Kingston Flemings rounds out the group as the prospect with the most apparent gap between current production and projected ceiling. The CBS profile treats him as the longest of the four bets: a player whose NBA translation will depend on traits that are harder to project from a college or international season than from a longer body of work. The risk is the standard one for the fourth name on a top-of-the-class list — that the player is good but not the kind of good that justifies passing on one of the three ahead of him. The case for Flemings is that the four-guard class is more of a spectrum than a hierarchy, and that the right team — one with established shot-creation already in place — could be the place where the projection sharpens fastest.
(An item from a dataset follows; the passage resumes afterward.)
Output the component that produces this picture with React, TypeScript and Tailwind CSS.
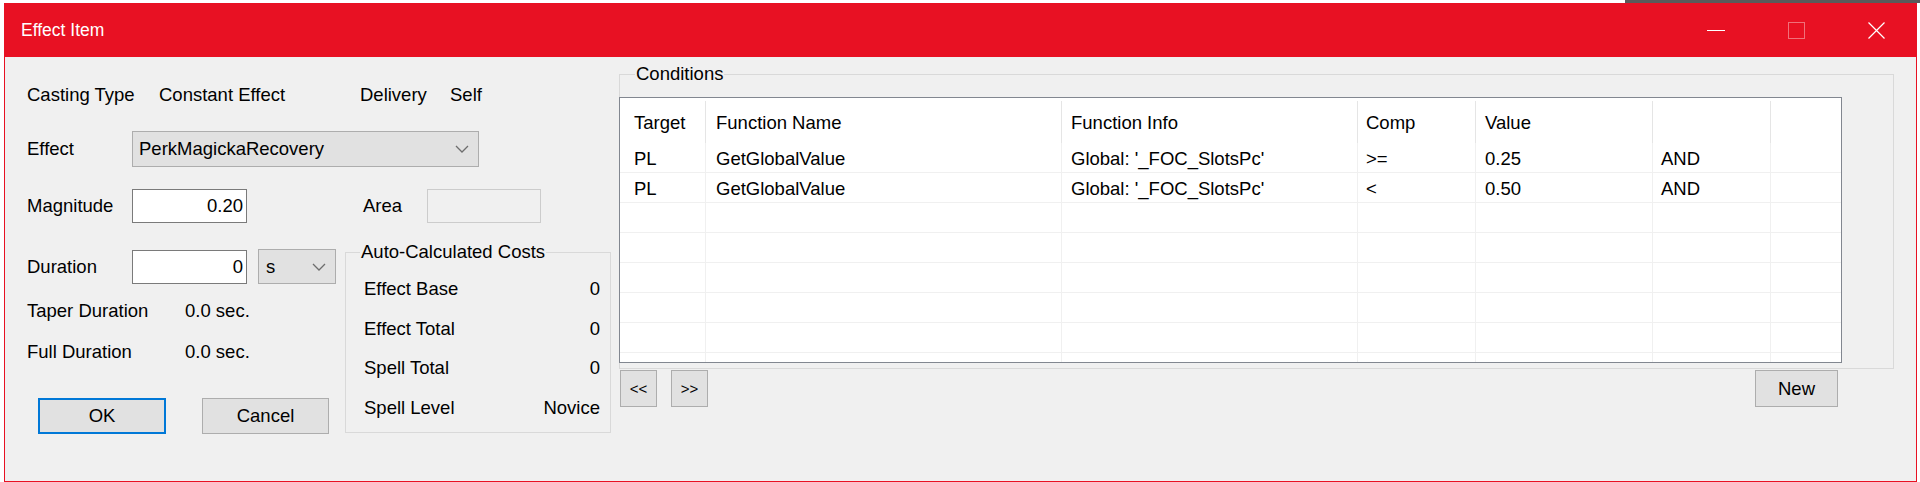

The structural frame worth holding in mind is that NBA front offices are no longer drafting positions; they are drafting skillsets, and the skillsets associated with the modern lead guard are diverging rather than converging. The 2026 class is a clean illustration of that. Each of the four prospects above is a coherent answer to a different question about how a contender wants to play.

What remains uncertain

The CBS scouting piece does not pretend to settle the question, and it should not. Pre-draft order, trade activity in the week of the draft itself, and the summer league performances that follow will all move these evaluations. The sources also do not specify the relative international or pre-college credentials of each prospect, nor do they disclose the specific teams that have signalled the highest interest — both of which would normally be part of the late-June draft discourse. Where the evidence is thinnest, the framing leans into archetype and away from ranking, which is the more defensible posture at this stage of the cycle.

This publication framed the 2026 lead-guard class as a spectrum of guard archetypes rather than a fixed hierarchy — emphasising the different questions each prospect answers about modern backcourt construction.